**Data segment:**

* Begin *

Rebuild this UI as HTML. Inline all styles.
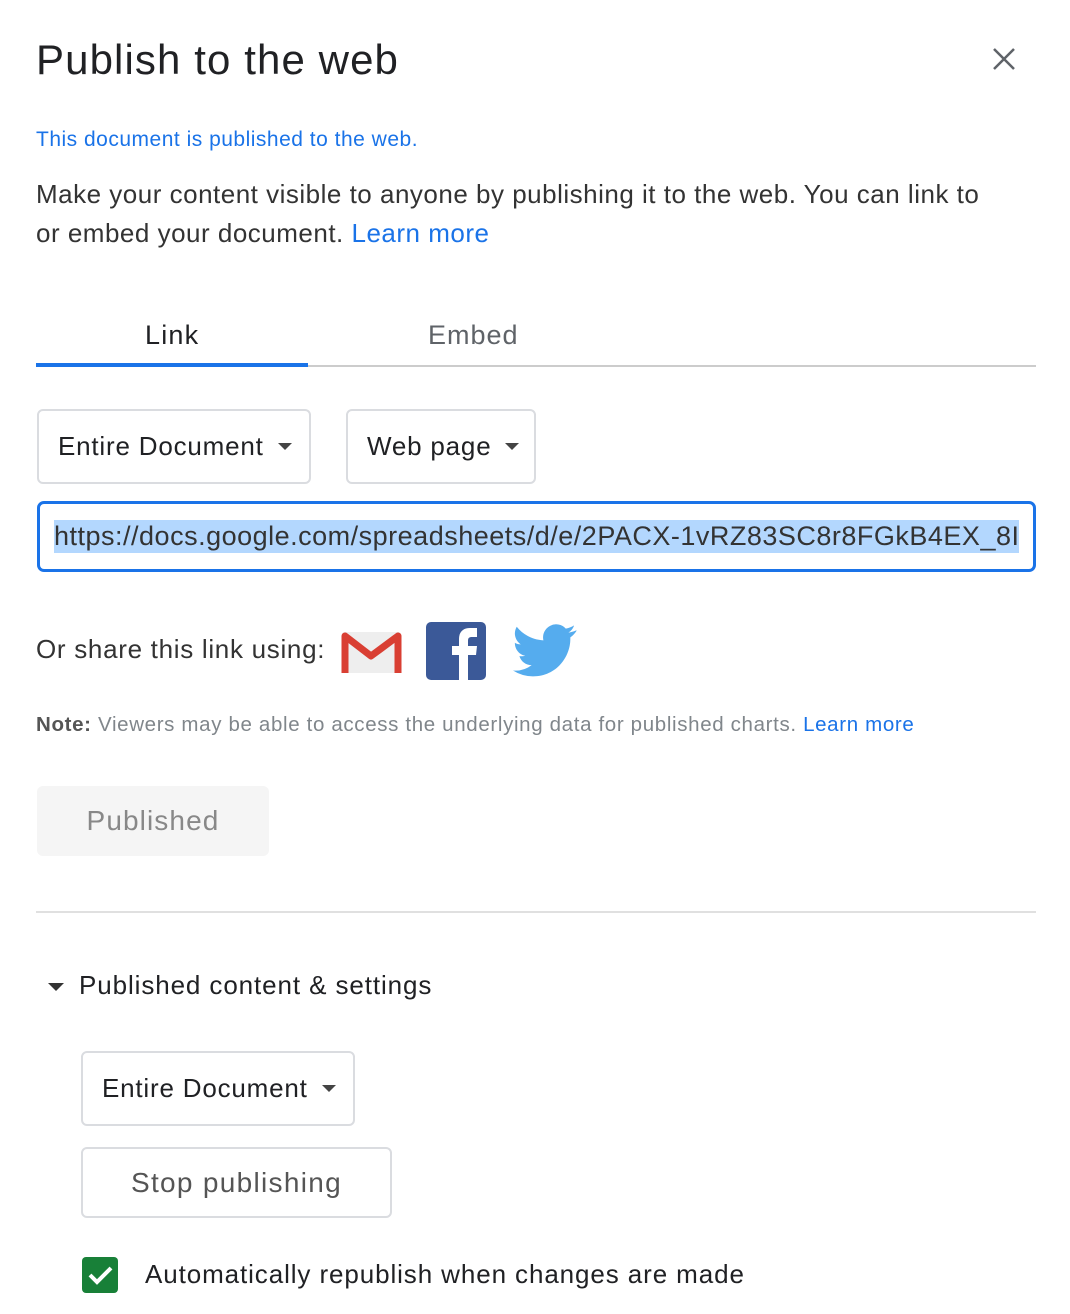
<!DOCTYPE html>
<html><head><meta charset="utf-8"><style>
*{margin:0;padding:0;box-sizing:border-box}
body{width:1070px;height:1314px;background:#fff;font-family:"Liberation Sans",Arial,sans-serif;color:#222;position:relative;overflow:hidden}
.a{position:absolute;white-space:nowrap}
.btn{position:absolute;border:2px solid #dadce0;border-radius:6px;background:#fff}
.dd{font-size:26px;color:#202124;display:flex;align-items:center;padding-left:19px;letter-spacing:0.8px}
.tri{display:inline-block;width:0;height:0;border-left:7px solid transparent;border-right:7px solid transparent;border-top:7px solid #444;margin-left:14px}
</style></head><body>
<div class="a" style="left:36px;top:36px;font-size:42px;color:#202124;letter-spacing:1.1px">Publish to the web</div>
<svg class="a" style="left:992px;top:47px" width="24" height="24" viewBox="0 0 24 24"><path d="M2 2L22 22M22 2L2 22" stroke="#5f6368" stroke-width="2.5"/></svg>
<div class="a" style="left:36px;top:128px;font-size:21px;color:#1a73e8;letter-spacing:0.5px">This document is published to the web.</div>
<div class="a" style="left:36px;top:175px;font-size:26px;line-height:39px;color:#333;white-space:normal;width:960px;letter-spacing:0.5px">Make your content visible to anyone by publishing it to the web. You can link to or embed your document. <span style="color:#1a73e8">Learn more</span></div>
<div class="a" style="left:145px;top:320px;font-size:27px;color:#202124;letter-spacing:1.2px">Link</div>
<div class="a" style="left:428px;top:320px;font-size:27px;color:#5f6368;letter-spacing:1px">Embed</div>
<div class="a" style="left:36px;top:365px;width:1000px;height:2px;background:#ccc"></div>
<div class="a" style="left:36px;top:363px;width:272px;height:4px;background:#1a73e8"></div>
<div class="btn dd" style="left:37px;top:409px;width:274px;height:75px">Entire Document<span class="tri"></span></div>
<div class="btn dd" style="left:346px;top:409px;width:190px;height:75px">Web page<span class="tri"></span></div>
<div class="a" style="left:37px;top:501px;width:999px;height:71px;border:3px solid #1a73e8;border-radius:7px;overflow:hidden">
<div class="a" style="left:14px;top:16px;width:965px;height:33px;background:#b3d7fe;font-size:27px;line-height:33px;color:#333;overflow:hidden;letter-spacing:0.5px">https://docs.google.com/spreadsheets/d/e/2PACX-1vRZ83SC8r8FGkB4EX_8I</div></div>
<div class="a" style="left:36px;top:634px;font-size:26px;color:#333;letter-spacing:0.7px">Or share this link using:</div>
<svg class="a" style="left:341px;top:630px" width="61" height="45" viewBox="0 0 61 45"><rect x="1" y="2" width="59" height="41" rx="3" fill="#eee"/><path d="M4 43V6L30 26L57 6V43" fill="none" stroke="#d93f33" stroke-width="7" stroke-linejoin="round"/></svg>
<svg class="a" style="left:426px;top:622px" width="60" height="58" viewBox="0 0 60 58"><rect width="60" height="58" rx="5" fill="#3b5998"/><path d="M33 58V33h-7v-9h7v-7c0-7 4-11 11-11h7v9h-5c-3 0-4 1-4 4v5h9l-1 9h-8v25z" fill="#fff"/></svg>
<svg class="a" style="left:513px;top:624px" width="64" height="54" viewBox="0 0 24 20"><path d="M23.6 2.3c-.9.4-1.8.6-2.8.8 1-.6 1.8-1.600 2.1-2.7-.9.6-2 1-3.1 1.2A4.9 4.9 0 0 0 11.4 6C7.4 5.8 3.8 3.9 1.4.9c-.4.7-.7 1.6-.7 2.5 0 1.7.9 3.2 2.2 4.1-.8 0-1.6-.2-2.2-.6v.1c0 2.4 1.7 4.4 3.9 4.8-.7.2-1.5.2-2.2.1.6 2 2.4 3.4 4.6 3.4A9.9 9.9 0 0 1 0 17.3 14 14 0 0 0 7.5 19.5c9 0 14-7.5 14-14v-.6c1-.7 1.8-1.6 2.4-2.6z" fill="#55acee"/></svg>
<div class="a" style="left:36px;top:713px;font-size:20.5px;color:#80868b;letter-spacing:0.65px"><b style="color:#555">Note:</b> Viewers may be able to access the underlying data for published charts. <span style="color:#1a73e8">Learn more</span></div>
<div class="a" style="left:37px;top:786px;width:232px;height:70px;background:#f5f5f5;border-radius:6px;font-size:28px;color:#888;text-align:center;line-height:70px;letter-spacing:1.1px">Published</div>
<div class="a" style="left:36px;top:911px;width:1000px;height:2px;background:#e0e0e0"></div>
<div class="a" style="left:48px;top:983px;width:0;height:0;border-left:8px solid transparent;border-right:8px solid transparent;border-top:8px solid #333"></div>
<div class="a" style="left:79px;top:970px;font-size:26px;color:#202124;letter-spacing:0.9px">Published content &amp; settings</div>
<div class="btn dd" style="left:81px;top:1051px;width:274px;height:75px">Entire Document<span class="tri"></span></div>
<div class="btn" style="left:81px;top:1147px;width:311px;height:71px;font-size:28px;color:#555;text-align:center;line-height:67px;letter-spacing:1.3px">Stop publishing</div>
<svg class="a" style="left:82px;top:1257px" width="36" height="36" viewBox="0 0 36 36"><rect width="36" height="36" rx="4" fill="#188038"/><path d="M8 18l7 7L29 11" fill="none" stroke="#fff" stroke-width="4"/></svg>
<div class="a" style="left:145px;top:1259px;font-size:26px;color:#202124;letter-spacing:0.9px">Automatically republish when changes are made</div>
</body></html>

* End *

**Task instructions:** Reproduce the material word for word, minus the images.

**Written response:**
Rebuild this UI as HTML. Inline all styles.
<!DOCTYPE html>
<html><head><meta charset="utf-8"><style>
*{margin:0;padding:0;box-sizing:border-box}
body{width:1070px;height:1314px;background:#fff;font-family:"Liberation Sans",Arial,sans-serif;color:#222;position:relative;overflow:hidden}
.a{position:absolute;white-space:nowrap}
.btn{position:absolute;border:2px solid #dadce0;border-radius:6px;background:#fff}
.dd{font-size:26px;color:#202124;display:flex;align-items:center;padding-left:19px;letter-spacing:0.8px}
.tri{display:inline-block;width:0;height:0;border-left:7px solid transparent;border-right:7px solid transparent;border-top:7px solid #444;margin-left:14px}
</style></head><body>
<div class="a" style="left:36px;top:36px;font-size:42px;color:#202124;letter-spacing:1.1px">Publish to the web</div>
<svg class="a" style="left:992px;top:47px" width="24" height="24" viewBox="0 0 24 24"><path d="M2 2L22 22M22 2L2 22" stroke="#5f6368" stroke-width="2.5"/></svg>
<div class="a" style="left:36px;top:128px;font-size:21px;color:#1a73e8;letter-spacing:0.5px">This document is published to the web.</div>
<div class="a" style="left:36px;top:175px;font-size:26px;line-height:39px;color:#333;white-space:normal;width:960px;letter-spacing:0.5px">Make your content visible to anyone by publishing it to the web. You can link to or embed your document. <span style="color:#1a73e8">Learn more</span></div>
<div class="a" style="left:145px;top:320px;font-size:27px;color:#202124;letter-spacing:1.2px">Link</div>
<div class="a" style="left:428px;top:320px;font-size:27px;color:#5f6368;letter-spacing:1px">Embed</div>
<div class="a" style="left:36px;top:365px;width:1000px;height:2px;background:#ccc"></div>
<div class="a" style="left:36px;top:363px;width:272px;height:4px;background:#1a73e8"></div>
<div class="btn dd" style="left:37px;top:409px;width:274px;height:75px">Entire Document<span class="tri"></span></div>
<div class="btn dd" style="left:346px;top:409px;width:190px;height:75px">Web page<span class="tri"></span></div>
<div class="a" style="left:37px;top:501px;width:999px;height:71px;border:3px solid #1a73e8;border-radius:7px;overflow:hidden">
<div class="a" style="left:14px;top:16px;width:965px;height:33px;background:#b3d7fe;font-size:27px;line-height:33px;color:#333;overflow:hidden;letter-spacing:0.5px">https://docs.google.com/spreadsheets/d/e/2PACX-1vRZ83SC8r8FGkB4EX_8I</div></div>
<div class="a" style="left:36px;top:634px;font-size:26px;color:#333;letter-spacing:0.7px">Or share this link using:</div>
<svg class="a" style="left:341px;top:630px" width="61" height="45" viewBox="0 0 61 45"><rect x="1" y="2" width="59" height="41" rx="3" fill="#eee"/><path d="M4 43V6L30 26L57 6V43" fill="none" stroke="#d93f33" stroke-width="7" stroke-linejoin="round"/></svg>
<svg class="a" style="left:426px;top:622px" width="60" height="58" viewBox="0 0 60 58"><rect width="60" height="58" rx="5" fill="#3b5998"/><path d="M33 58V33h-7v-9h7v-7c0-7 4-11 11-11h7v9h-5c-3 0-4 1-4 4v5h9l-1 9h-8v25z" fill="#fff"/></svg>
<svg class="a" style="left:513px;top:624px" width="64" height="54" viewBox="0 0 24 20"><path d="M23.6 2.3c-.9.4-1.8.6-2.8.8 1-.6 1.8-1.600 2.1-2.7-.9.6-2 1-3.1 1.2A4.9 4.9 0 0 0 11.4 6C7.4 5.8 3.8 3.9 1.4.9c-.4.7-.7 1.6-.7 2.5 0 1.7.9 3.2 2.2 4.1-.8 0-1.6-.2-2.2-.6v.1c0 2.4 1.7 4.4 3.9 4.8-.7.2-1.5.2-2.2.1.6 2 2.4 3.4 4.6 3.4A9.9 9.9 0 0 1 0 17.3 14 14 0 0 0 7.5 19.5c9 0 14-7.5 14-14v-.6c1-.7 1.8-1.6 2.4-2.6z" fill="#55acee"/></svg>
<div class="a" style="left:36px;top:713px;font-size:20.5px;color:#80868b;letter-spacing:0.65px"><b style="color:#555">Note:</b> Viewers may be able to access the underlying data for published charts. <span style="color:#1a73e8">Learn more</span></div>
<div class="a" style="left:37px;top:786px;width:232px;height:70px;background:#f5f5f5;border-radius:6px;font-size:28px;color:#888;text-align:center;line-height:70px;letter-spacing:1.1px">Published</div>
<div class="a" style="left:36px;top:911px;width:1000px;height:2px;background:#e0e0e0"></div>
<div class="a" style="left:48px;top:983px;width:0;height:0;border-left:8px solid transparent;border-right:8px solid transparent;border-top:8px solid #333"></div>
<div class="a" style="left:79px;top:970px;font-size:26px;color:#202124;letter-spacing:0.9px">Published content &amp; settings</div>
<div class="btn dd" style="left:81px;top:1051px;width:274px;height:75px">Entire Document<span class="tri"></span></div>
<div class="btn" style="left:81px;top:1147px;width:311px;height:71px;font-size:28px;color:#555;text-align:center;line-height:67px;letter-spacing:1.3px">Stop publishing</div>
<svg class="a" style="left:82px;top:1257px" width="36" height="36" viewBox="0 0 36 36"><rect width="36" height="36" rx="4" fill="#188038"/><path d="M8 18l7 7L29 11" fill="none" stroke="#fff" stroke-width="4"/></svg>
<div class="a" style="left:145px;top:1259px;font-size:26px;color:#202124;letter-spacing:0.9px">Automatically republish when changes are made</div>
</body></html>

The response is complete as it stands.